Another day, another waste of taxpayer’s money on a scheme run by private contractors that was meant to cut costs for employers but has ended up with a huge unforeseen bill for the taxpayer.

While the privatised part of the probation service has had to be bailed out by the Justice ministry, at the same time the Home Office is having to pay out hundreds of millions of pounds to keep on track the digitalisation of the Disclosure and Barring Service.

This is the service that provides proof that people working with children do not have criminal records, and aren’t paedophiles so children and vulnerable adults can be safe. The service -like many others- had been run by Capita.

The government in 2012 decided to digitalise the service – promising big savings for employers, and a new updating service transferring the cost to the person seeking the job.

By this year the Home Office thought the number of disclosure certificates needed by employers would drop by a massive 67 per cent as 2.8 million people seeking work with children would pay out £13 a year for an update of their certificate negating the need for new certificates. The cost of certificates to employers was expected to be cut.

As a National Audit Office report released recently shows nothing of the sort happened.

Instead only 900,000 people decided to do this. Why? Because normally the employer pays for the certificate so it costs the applicant nothing.

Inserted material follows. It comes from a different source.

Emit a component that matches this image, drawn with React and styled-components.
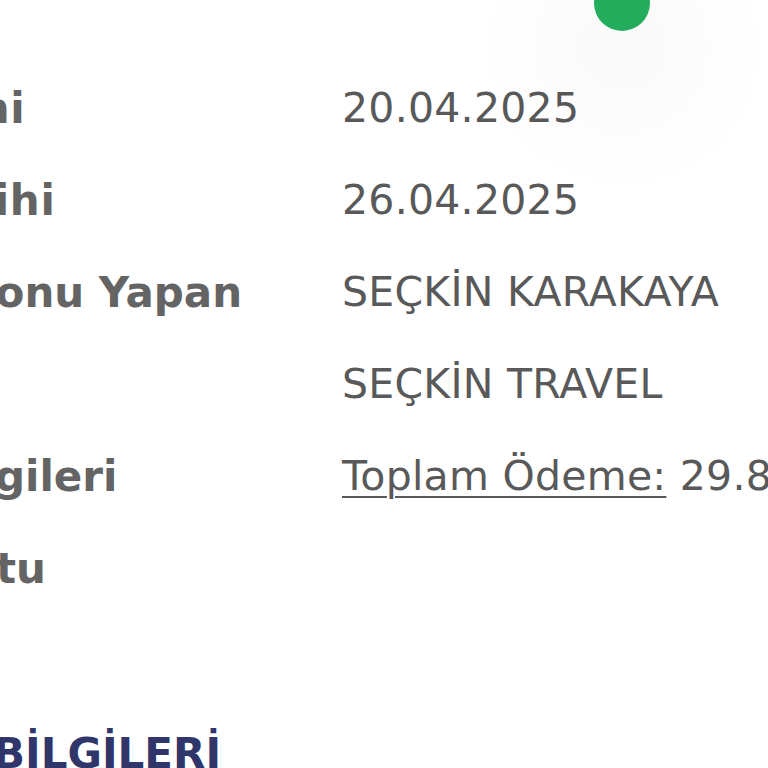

As a result the NAO says: “The update service is losing DBS £9 for every sale. DBS’s 2016-17 Annual Report and Accounts report that the update service costs DBS £22 but is priced at £13 per paying applicant per year. “

Then the 2,250 profit making firms who check the identities – from GB Group plc and Atlantic Data Ltd to Capita Resourcing Ltd. make much more money from processing full certificates than checking updates. So they never promoted the service on their websites.

But there was far worse to come. The government appointed Tata to modernise the service and build a new IT system and then promptly changed the specification of what was needed. This resulted in delays and led to a one year extension for Capita which was running the service. Payouts totalling £26m had to be made to Tata for the delays and changes.

And then costs rocketed by £229 million and it is now three and half years late. Bizarrely because people have not switched to the update service the DBS has got extra income worth £304m. Tata and Capita are still making profits. Rewards for failure at a cost to employers.

So who lost out? First employers who were promised cheaper bills – each certificate costs them £56.

But also us. There is one thing the DBS don’t do. After supplying the information about a potential employee, they never check whether the employer does disbar him or her. Since the whole point of this huge process is to protect children and vulnerable adults from predators and violent abusers you might have thought they would check up.

And given the current fashion where people who claim to be sexually abused might not be believed or labelled fantasists – I don’t think we should wait for a horrible incident to find out.